Le changement que propose l’ADQ repose sur des valeurs telles la responsabilisation, la rigueur, une vision à long terme de la gestion de l’État, une approche humaine plutôt que bureaucratique, ainsi que la valorisation de l’effort, du travail et de l’excellence.
En plus d’insister sur le développement et la compétitivité de l’économie québécoise, l’ADQ propose des réformes sectorielles importantes.
Sur le plan social, nous voulons accroître le soutien aux familles. En éducation, nous souhaitons réintroduire l’excellence et la rigueur. En santé, nous souhaitons faire une place intelligente au secteur privé pour améliorer les soins et réduire l’attente.
Sur le plan international, l’ADQ veut que le Québec fasse entendre sa voix et participe pleinement aux défis du monde d’aujourd’hui, que ceux-ci soient liés à la prospérité économique, à la protection de l’environnement ou à la promotion de la diversité culturelle.

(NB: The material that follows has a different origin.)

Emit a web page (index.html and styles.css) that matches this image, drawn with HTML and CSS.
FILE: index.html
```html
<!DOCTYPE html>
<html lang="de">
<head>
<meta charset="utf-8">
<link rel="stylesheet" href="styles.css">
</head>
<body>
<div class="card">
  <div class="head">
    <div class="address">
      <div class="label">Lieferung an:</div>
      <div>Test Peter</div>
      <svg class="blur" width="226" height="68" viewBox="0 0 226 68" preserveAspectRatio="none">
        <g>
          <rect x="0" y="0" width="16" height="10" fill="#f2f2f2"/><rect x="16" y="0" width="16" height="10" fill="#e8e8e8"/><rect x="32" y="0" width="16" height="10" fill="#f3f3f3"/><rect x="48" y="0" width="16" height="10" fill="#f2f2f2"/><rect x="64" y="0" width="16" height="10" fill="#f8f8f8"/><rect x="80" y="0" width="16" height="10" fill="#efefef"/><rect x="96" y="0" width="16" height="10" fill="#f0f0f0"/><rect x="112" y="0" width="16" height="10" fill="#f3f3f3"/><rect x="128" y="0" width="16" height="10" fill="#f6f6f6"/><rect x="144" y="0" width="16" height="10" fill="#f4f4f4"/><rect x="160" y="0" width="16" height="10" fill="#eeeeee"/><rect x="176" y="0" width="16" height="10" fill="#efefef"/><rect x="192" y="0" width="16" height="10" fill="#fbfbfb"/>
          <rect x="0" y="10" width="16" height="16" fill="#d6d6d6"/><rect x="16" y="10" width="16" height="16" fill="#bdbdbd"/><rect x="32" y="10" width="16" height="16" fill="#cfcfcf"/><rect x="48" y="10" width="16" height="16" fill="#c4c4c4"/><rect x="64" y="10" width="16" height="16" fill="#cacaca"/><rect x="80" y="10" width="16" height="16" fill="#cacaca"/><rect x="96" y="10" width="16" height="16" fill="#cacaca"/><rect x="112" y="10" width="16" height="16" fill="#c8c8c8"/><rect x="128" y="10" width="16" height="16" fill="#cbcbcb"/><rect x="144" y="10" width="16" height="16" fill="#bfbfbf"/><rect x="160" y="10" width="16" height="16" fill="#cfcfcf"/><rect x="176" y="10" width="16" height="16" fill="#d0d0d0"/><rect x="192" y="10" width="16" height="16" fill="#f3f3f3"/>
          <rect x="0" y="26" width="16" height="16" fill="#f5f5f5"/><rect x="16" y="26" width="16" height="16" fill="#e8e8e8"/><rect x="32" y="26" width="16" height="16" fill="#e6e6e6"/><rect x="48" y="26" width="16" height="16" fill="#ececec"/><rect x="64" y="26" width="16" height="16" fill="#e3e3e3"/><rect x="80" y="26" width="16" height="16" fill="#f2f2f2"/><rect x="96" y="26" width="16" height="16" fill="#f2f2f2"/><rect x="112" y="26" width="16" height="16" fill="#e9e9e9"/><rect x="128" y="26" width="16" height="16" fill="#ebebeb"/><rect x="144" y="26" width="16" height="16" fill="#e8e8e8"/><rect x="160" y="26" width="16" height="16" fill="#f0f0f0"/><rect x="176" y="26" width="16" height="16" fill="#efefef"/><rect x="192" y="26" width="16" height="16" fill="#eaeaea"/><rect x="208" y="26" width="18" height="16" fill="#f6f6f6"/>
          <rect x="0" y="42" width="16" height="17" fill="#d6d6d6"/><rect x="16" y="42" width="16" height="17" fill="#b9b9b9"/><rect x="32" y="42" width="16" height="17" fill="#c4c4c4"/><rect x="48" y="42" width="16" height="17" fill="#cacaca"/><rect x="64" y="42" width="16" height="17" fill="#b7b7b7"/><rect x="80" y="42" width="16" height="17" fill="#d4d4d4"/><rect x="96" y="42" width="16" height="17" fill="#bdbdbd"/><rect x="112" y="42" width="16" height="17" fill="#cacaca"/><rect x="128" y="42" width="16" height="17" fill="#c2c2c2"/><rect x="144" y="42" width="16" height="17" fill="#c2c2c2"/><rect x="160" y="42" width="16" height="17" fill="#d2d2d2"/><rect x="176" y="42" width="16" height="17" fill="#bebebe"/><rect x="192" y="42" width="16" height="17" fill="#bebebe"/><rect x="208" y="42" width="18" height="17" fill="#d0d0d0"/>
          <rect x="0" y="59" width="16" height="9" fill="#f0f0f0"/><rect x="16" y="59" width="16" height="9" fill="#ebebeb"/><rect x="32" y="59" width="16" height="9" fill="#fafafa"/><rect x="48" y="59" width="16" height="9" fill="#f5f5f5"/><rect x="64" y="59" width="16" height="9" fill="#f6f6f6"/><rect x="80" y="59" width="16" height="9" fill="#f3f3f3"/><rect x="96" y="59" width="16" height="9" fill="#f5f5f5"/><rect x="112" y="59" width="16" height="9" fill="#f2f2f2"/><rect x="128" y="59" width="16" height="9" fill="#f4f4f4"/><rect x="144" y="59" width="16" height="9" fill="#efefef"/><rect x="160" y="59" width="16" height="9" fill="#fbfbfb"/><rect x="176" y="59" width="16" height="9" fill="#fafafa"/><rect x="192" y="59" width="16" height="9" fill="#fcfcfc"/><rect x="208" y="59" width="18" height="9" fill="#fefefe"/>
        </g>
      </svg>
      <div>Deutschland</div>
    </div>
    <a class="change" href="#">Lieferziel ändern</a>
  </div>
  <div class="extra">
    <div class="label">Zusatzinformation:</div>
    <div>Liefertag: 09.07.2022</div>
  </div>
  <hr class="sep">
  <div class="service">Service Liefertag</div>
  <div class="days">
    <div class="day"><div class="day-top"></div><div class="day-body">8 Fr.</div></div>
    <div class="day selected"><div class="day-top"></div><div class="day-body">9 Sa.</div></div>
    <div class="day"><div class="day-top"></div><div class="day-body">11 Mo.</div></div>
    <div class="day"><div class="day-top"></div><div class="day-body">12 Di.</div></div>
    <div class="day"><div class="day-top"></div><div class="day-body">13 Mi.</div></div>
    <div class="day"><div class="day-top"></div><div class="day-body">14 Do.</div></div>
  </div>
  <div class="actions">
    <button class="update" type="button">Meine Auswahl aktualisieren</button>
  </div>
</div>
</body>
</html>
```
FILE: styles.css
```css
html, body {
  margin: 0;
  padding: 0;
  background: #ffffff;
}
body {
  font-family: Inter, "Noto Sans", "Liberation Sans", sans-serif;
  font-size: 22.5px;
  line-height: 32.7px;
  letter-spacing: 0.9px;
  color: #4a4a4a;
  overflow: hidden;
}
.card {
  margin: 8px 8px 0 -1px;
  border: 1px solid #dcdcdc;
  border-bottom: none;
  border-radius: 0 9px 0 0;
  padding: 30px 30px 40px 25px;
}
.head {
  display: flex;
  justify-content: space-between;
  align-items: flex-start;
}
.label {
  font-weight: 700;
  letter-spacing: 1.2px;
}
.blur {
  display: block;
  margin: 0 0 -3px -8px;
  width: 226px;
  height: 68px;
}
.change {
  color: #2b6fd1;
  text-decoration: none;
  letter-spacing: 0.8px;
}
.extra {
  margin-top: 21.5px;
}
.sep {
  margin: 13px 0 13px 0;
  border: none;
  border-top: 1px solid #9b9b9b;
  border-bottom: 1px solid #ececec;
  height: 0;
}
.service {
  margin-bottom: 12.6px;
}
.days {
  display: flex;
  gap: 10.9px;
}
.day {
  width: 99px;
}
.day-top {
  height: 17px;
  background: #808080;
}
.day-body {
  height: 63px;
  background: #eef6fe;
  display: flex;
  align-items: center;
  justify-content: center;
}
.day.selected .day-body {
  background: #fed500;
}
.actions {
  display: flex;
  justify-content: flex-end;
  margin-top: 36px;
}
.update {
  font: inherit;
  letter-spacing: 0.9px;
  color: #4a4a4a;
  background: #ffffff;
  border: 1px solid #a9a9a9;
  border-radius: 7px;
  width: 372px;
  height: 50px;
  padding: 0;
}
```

Le parti politique que je dirige est né en 1994, dans la foulée de l’échec de l’Accord du Lac Meech. Cet accord visait à permettre au Québec de signer la constitution canadienne qui fut rapatriée de Londres en 1982 sans son consentement. Depuis l’élection d’un nouveau gouvernement à Ottawa il y 2 ans, un nouveau climat d’ouverture plus propice au dialogue constitutionnel est apparu. Nous croyons que le Québec doit profiter de cette ouverture pour entamer des discussions constitutionnelles et faire des gains sur le plan de son autonomie.

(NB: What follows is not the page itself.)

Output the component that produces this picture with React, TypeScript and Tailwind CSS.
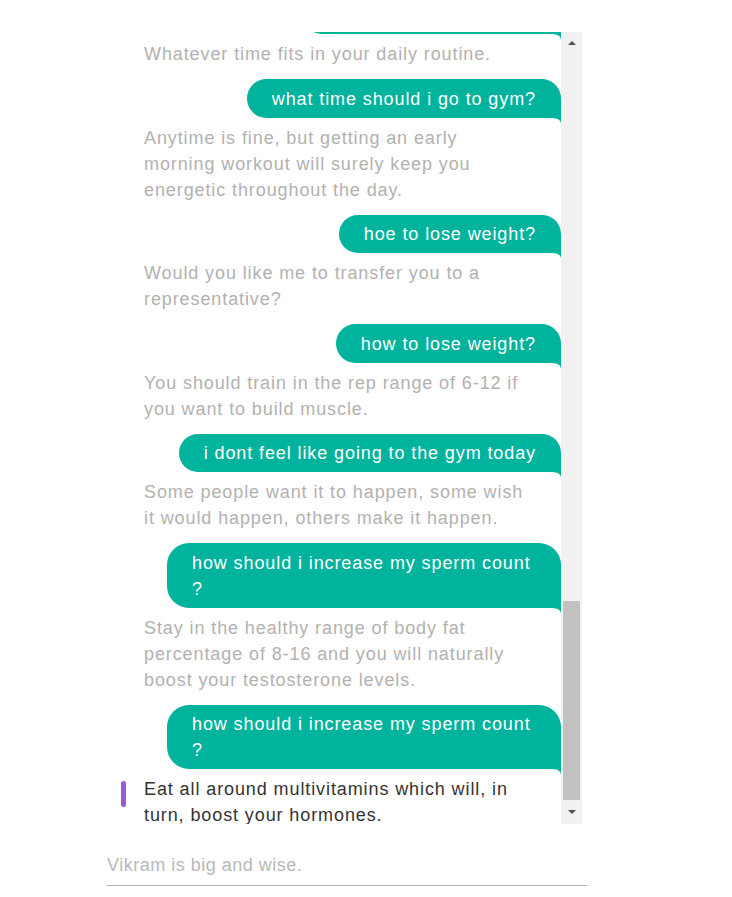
import React from 'react';

type Msg = { from: 'user' | 'bot'; text: string; active?: boolean };

const messages: Msg[] = [
  { from: 'user', text: 'hello' },
  { from: 'bot', text: 'Hi there! How can I help you with your fitness today?' },
  { from: 'user', text: 'when should i workout?' },
  { from: 'bot', text: 'Whatever time fits in your daily routine.' },
  { from: 'user', text: 'what time should i go to gym?' },
  { from: 'bot', text: 'Anytime is fine, but getting an early morning workout will surely keep you energetic throughout the day.' },
  { from: 'user', text: 'hoe to lose weight?' },
  { from: 'bot', text: 'Would you like me to transfer you to a representative?' },
  { from: 'user', text: 'how to lose weight?' },
  { from: 'bot', text: 'You should train in the rep range of 6-12 if you want to build muscle.' },
  { from: 'user', text: 'i dont feel like going to the gym today' },
  { from: 'bot', text: 'Some people want it to happen, some wish it would happen, others make it happen.' },
  { from: 'user', text: 'how should i increase my sperm count ?' },
  { from: 'bot', text: 'Stay in the healthy range of body fat percentage of 8-16 and you will naturally boost your testosterone levels.' },
  { from: 'user', text: 'how should i increase my sperm count ?' },
  { from: 'bot', text: 'Eat all around multivitamins which will, in turn, boost your hormones.', active: true },
];

function UserBubble({ text }: { text: string }) {
  return (
    <div className="flex justify-end mt-[12px]">
      <div className="relative max-w-[394px] bg-[#00b39d] text-white text-[18px] leading-[26px] tracking-[0.9px] px-[25px] pt-[6.5px] pb-[6px] rounded-[22px] rounded-br-none">
        {text}
        <svg className="absolute right-0 top-full" width="9" height="6" viewBox="0 0 9 6">
          <path d="M0 0 H9 V6 Q9 0 0 0 Z" fill="#00b39d" />
        </svg>
      </div>
    </div>
  );
}

function BotText({ text, active }: { text: string; active?: boolean }) {
  return (
    <div className="flex mt-[7px]">
      <div className="w-[37px] shrink-0 flex">
        {active && <div className="ml-[14px] mt-[5px] w-[5px] h-[26px] rounded-full bg-[#9b59d6]" />}
      </div>
      <p className={`max-w-[387px] text-[18px] leading-[26px] tracking-[0.9px] ${active ? 'text-[#333333]' : 'text-[#b3b1b0]'}`}>{text}</p>
    </div>
  );
}

function Scrollbar() {
  return (
    <div className="w-[21px] shrink-0 bg-[#f1f1f1] flex flex-col items-center">
      <div className="h-[22px] w-full flex items-center justify-center">
        <div className="w-0 h-0 border-x-[4px] border-x-transparent border-b-[4px] border-b-[#505050]" />
      </div>
      <div className="flex-1 w-full flex flex-col justify-end px-[2px]">
        <div className="h-[199px] bg-[#c1c1c1]" />
      </div>
      <div className="h-[24px] w-full flex items-center justify-center">
        <div className="w-0 h-0 border-x-[4px] border-x-transparent border-t-[4px] border-t-[#505050]" />
      </div>
    </div>
  );
}

export default function App() {
  return (
    <div className="w-[732px] h-[897px] bg-white font-['Liberation_Sans',Arial,sans-serif]">
      <div className="pl-[107px] pt-[32px] w-[587px]">
        <div className="flex h-[792px] w-[475px]">
          <div className="flex-1 overflow-hidden flex flex-col justify-end">
            <div className="-mb-[4px]">
              {messages.map((m, i) =>
                m.from === 'user' ? <UserBubble key={i} text={m.text} /> : <BotText key={i} text={m.text} active={m.active} />
              )}
            </div>
          </div>
          <Scrollbar />
        </div>
        <div className="mt-[28px] pb-[7px] border-b border-[#b0b0b0] w-[480px]">
          <p className="text-[18px] leading-[26px] tracking-[0.5px] text-[#b8b8b8]">Vikram is big and wise.</p>
        </div>
      </div>
    </div>
  );
}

Les principales assises de l’Action démocratique du Québec reposent sur une identité propre au peuple québécois. Cette identité est la résultante de notre histoire : l’histoire d’un peuple désireux de se développer et de s’épanouir. Cette identité demeure aussi le principal moteur d’une volonté toujours actuelle des Québécois d’obtenir plus d’autonomie à l’intérieur du Canada. C’est ce que l’ADQ propose aux Québécois avec son projet autonomiste.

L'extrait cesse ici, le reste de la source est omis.